Alexis de Tocqueville, Democracy in America, 1840

Notable Excerpts:

“It appears to me beyond a doubt that sooner or later we shall arrive, like the Americans, at an almost complete equality of conditions. But I do not conclude from this that we shall ever be necessarily led to draw the same political consequences which the Americans have derived from a similar social organization. I am far from supposing that they have chosen the only form of government which a democracy may adopt; but the identity of the efficient cause of laws and manners in the two countries is sufficient to account for the immense interest we have in becoming acquainted with its effects in each of them.” [page 23] 

“The Indian was indebted to no one but himself; his virtues, his vices, and his prejudices were his own work; he had grown up in the wild independence of his nature.” [page 30 (described along with the landscape as what the Europeans originally saw when they landed in America)]

“This unfortunate effect of the disparity of conditions is not observable in savage life: the Indians, although they are ignorant and poor, are equal and free. At the period when Europeans first came among them the natives of North America were ignorant of the value of riches, and indifferent to the enjoyments which civilized man procures to himself by their means. Nevertheless there was nothing coarse in their demeanor; they practised an habitual reserve and a kind of aristocratic politeness. Mild and hospitable when at peace, though merciless in war beyond any known degree of human ferocity, the Indian would expose himself to die of hunger in order to succor the stranger who asked admittance by night at the door of his hut; yet he could tear in pieces with his hands the still quivering limbs of his prisoner.” [page 32]

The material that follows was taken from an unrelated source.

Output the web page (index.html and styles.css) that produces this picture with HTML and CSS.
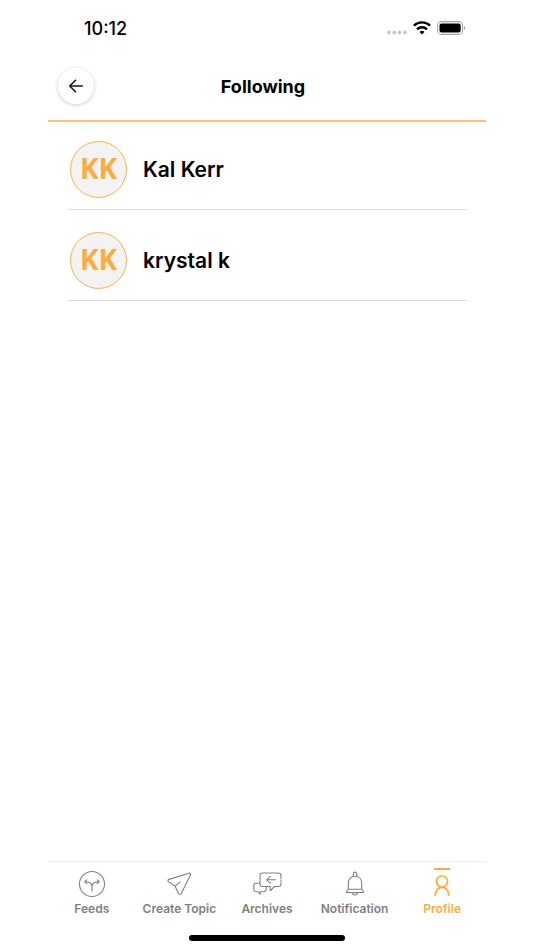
FILE: index.html
```html
<!DOCTYPE html>
<html lang="en">
<head>
<meta charset="utf-8">
<meta name="viewport" content="width=device-width, initial-scale=1">
<title>Following</title>
<link rel="stylesheet" href="styles.css">
</head>
<body>
<div class="app">
  <div class="status">
    <time class="clock">10:12</time>
    <div class="indicators">
      <svg width="20" height="14" viewBox="0 0 20 14" fill="#c9c9c9"><circle cx="2" cy="11.500" r="1.9"/><circle cx="7.3" cy="11.500" r="1.9"/><circle cx="12.6" cy="11.500" r="1.9"/><circle cx="17.9" cy="11.500" r="1.9"/></svg>
      <svg width="18" height="14" viewBox="0 0 18 14" fill="none" stroke="#000" stroke-width="2.4"><path d="M.9 4.700a11.6 11.6 0 0 1 16.2 0"/><path d="M4 8.300a7.2 7.2 0 0 1 10 0"/><path d="M9 13.4 6.5 10.9a3.6 3.6 0 0 1 5 0z" fill="#000" stroke="none"/></svg>
      <svg width="29" height="14" viewBox="0 0 29 14"><rect x=".6" y=".6" width="25" height="12.8" rx="4" fill="none" stroke="#a3a3a3" stroke-width="1.1"/><rect x="2.5" y="2.5" width="21.2" height="9" rx="2" fill="#000"/><path d="M27 5v4c1.5-.5 1.5-3.500 0-4z" fill="#a3a3a3"/></svg>
    </div>
  </div>
  <header class="header">
    <button class="back" type="button" aria-label="Back">
      <svg width="16" height="16" viewBox="0 0 16 16" fill="none" stroke="#1c1c1c" stroke-width="1.6"><path d="M14.800 8H2M8 1.800 1.800 8 8 14.200"/></svg>
    </button>
    <h1 class="title">Following</h1>
  </header>
  <main class="main">
    <ul class="people">
      <li class="person"><span class="avatar">KK</span><span class="name">Kal Kerr</span></li>
      <li class="person"><span class="avatar">KK</span><span class="name">krystal k</span></li>
    </ul>
  </main>
  <nav class="tabs">
    <a class="tab" href="#feeds">
      <svg class="icon" width="30" height="30" viewBox="0 0 30 30"><circle cx="15" cy="15" r="12.500"/><path d="M15 22v-4.500c0-3.500-2.500-4.800-7-4.800M15 17.500c0-3.500 2.500-4.800 7-4.800M9.700 10.800l-2 1.900 2.200 1.900M20.300 10.800l2 1.900-2.200 1.900"/></svg>
      <span>Feeds</span>
    </a>
    <a class="tab" href="#create">
      <svg class="icon" width="30" height="30" viewBox="0 0 30 30"><path d="M25 4.200 5 10.400c-1.200.4-1.400 1.800-.4 2.500l6.400 4.200 3.500 7.500c.5 1.100 2 1.100 2.600.1L26.300 6.200c.6-1.100-.1-2.400-1.300-2zM11 17.100l5.200-4.300"/></svg>
      <span>Create Topic</span>
    </a>
    <a class="tab" href="#archives">
      <svg class="icon" width="30" height="30" viewBox="0 0 30 30"><path d="M29 9.800V6.500A2.500 2.500 0 0 0 26.500 4h-16A2.500 2.500 0 0 0 8 6.500V15a2.500 2.500 0 0 0 2.500 2.500h7.700v4.300l4.200-4.300h4.100A2.500 2.500 0 0 0 29 15v-1.700M29 11v1M23.500 10.800h-8.700M18.300 7.300l-3.600 3.500 3.600 3.500M8 14.300H4A2.200 2.200 0 0 0 1.800 16.500v4A2.200 2.200 0 0 0 4 22.700h1.800l2.400 2.500v-2.500H12a2.200 2.200 0 0 0 2.200-2.200v-3"/></svg>
      <span>Archives</span>
    </a>
    <a class="tab" href="#notification">
      <svg class="icon" width="30" height="30" viewBox="0 0 30 30"><path d="M13.300 7.500V4.800a1.700 1.700 0 0 1 3.400 0v2.700M8.300 20.300V14c0-4 2.700-6.700 6.700-6.700s6.700 2.700 6.700 6.700v6.300M8.300 20.300h13.400c0 .8 1.800 1.200 1.800 3.200h-17c0-2 1.800-2.400 1.800-3.200zM12.500 23.800c.4 3 4.600 3 5 0"/></svg>
      <span>Notification</span>
    </a>
    <a class="tab tab-active" href="#profile" aria-current="page">
      <svg class="icon" width="30" height="30" viewBox="0 0 30 30"><circle cx="15" cy="12.500" r="5.500"/><path d="M8.300 26.200c0-10.500 13.400-10.500 13.400 0"/></svg>
      <span>Profile</span>
    </a>
  </nav>
  <div class="home"></div>
</div>
</body>
</html>
```
FILE: styles.css
```css
* { box-sizing: border-box; }
body {
  margin: 0;
  background: #fff;
  color: #000;
  font-family: Inter, "Liberation Sans", sans-serif;
}
.app {
  display: flex;
  flex-direction: column;
  min-height: 100vh;
  margin: 0 9%;
}
.status {
  display: flex;
  align-items: center;
  justify-content: space-between;
  height: 56px;
  padding: 0 20px 0 36px;
}
.clock {
  font-size: 18px;
  font-weight: 500;
}
.indicators {
  display: flex;
  gap: 6px;
}
.header {
  display: grid;
  grid-template-columns: 36px 1fr 36px;
  align-items: center;
  height: 66px;
  padding: 0 18px 4px 10px;
  border-bottom: 2px solid #fcc27c;
}
.back {
  display: grid;
  place-items: center;
  width: 36px;
  height: 36px;
  padding: 0;
  border: 0;
  border-radius: 50%;
  background: #fff;
  box-shadow: 0 1px 4px rgba(0, 0, 0, .2);
}
.title {
  margin: 0;
  font-size: 18px;
  font-weight: 700;
  text-align: center;
}
.main {
  flex: 1;
}
.people {
  display: flex;
  flex-direction: column;
  gap: 3px;
  margin: 0 19px;
  padding: 0;
  list-style: none;
}
.person {
  display: flex;
  align-items: center;
  gap: 16px;
  padding: 19px 3px 11px;
  border-bottom: 1px solid #dedede;
}
.avatar {
  display: grid;
  place-items: center;
  width: 57px;
  height: 57px;
  padding-bottom: 4px;
  border: 1px solid #fdb04e;
  border-radius: 50%;
  background: #f3f3f3;
  color: #ffab3d;
  font-family: "Open Sans", sans-serif;
  font-size: 28px;
  line-height: 40px;
  font-weight: 700;
}
.name {
  font-size: 21px;
  font-weight: 600;
}
.tabs {
  display: grid;
  grid-template-columns: repeat(5, 1fr);
  height: 74px;
  border-top: 1px solid #f0f0f0;
}
.tab {
  position: relative;
  display: flex;
  flex-direction: column;
  align-items: center;
  gap: 2px;
  padding-top: 7px;
  color: #808080;
  font-size: 12px;
  line-height: 16px;
  font-weight: 600;
  text-decoration: none;
  white-space: nowrap;
}
.tab-active {
  color: #ffab3d;
}
.tab-active::before {
  content: "";
  position: absolute;
  top: 6px;
  width: 16px;
  height: 2px;
  background: currentColor;
}
.icon {
  fill: none;
  stroke: currentColor;
  stroke-width: 1.100;
  stroke-linecap: round;
  stroke-linejoin: round;
}
.tab-active .icon {
  stroke-width: 1.700;
}
.home {
  align-self: center;
  width: 156px;
  height: 6px;
  margin-bottom: 9px;
  border-radius: 3px;
  background: #000;
}
```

“The famous republics of antiquity never gave examples of more unshaken courage, more haughty spirits, or more intractable love of independence than were hidden in former times among the wild forests of the New World.” [page 32-33]

“The ruin of these nations began from the day when Europeans landed on their shores; it has proceeded ever since, and we are now witnessing the completion of it.” [page 33]

“The grammatical system of the Americans differs from all others in several points, but especially in the following: –Some nations of Europe, amongst others the Germans, have the power of combining at pleasure different expressions, and thus giving a complex sense to certain words. The Indians have given a most surprising extension to this power, so as to arrive at the means of connecting a great number of ideas with a single term. This will be easily understood with the help of an example quoted by Mr. Duponceau, in the “Memoirs of the Philosophical Society of America”: A Delaware woman playing with a cat or a young dog, says this writer, is heard to pronounce the word kuligatschis, which is thus composed: k is the sign of the second person, and signifies “thou” or “thy”; uli is a part of the word wulit, which signifies “beautiful,” “pretty”; gat is another fragment, of the word wichgat, which means “paw”; and, lastly, “schis” is a diminutive giving the idea of smallness. Thus in one word the Indian woman has expressed “Thy pretty little paw.”” [Appendix C]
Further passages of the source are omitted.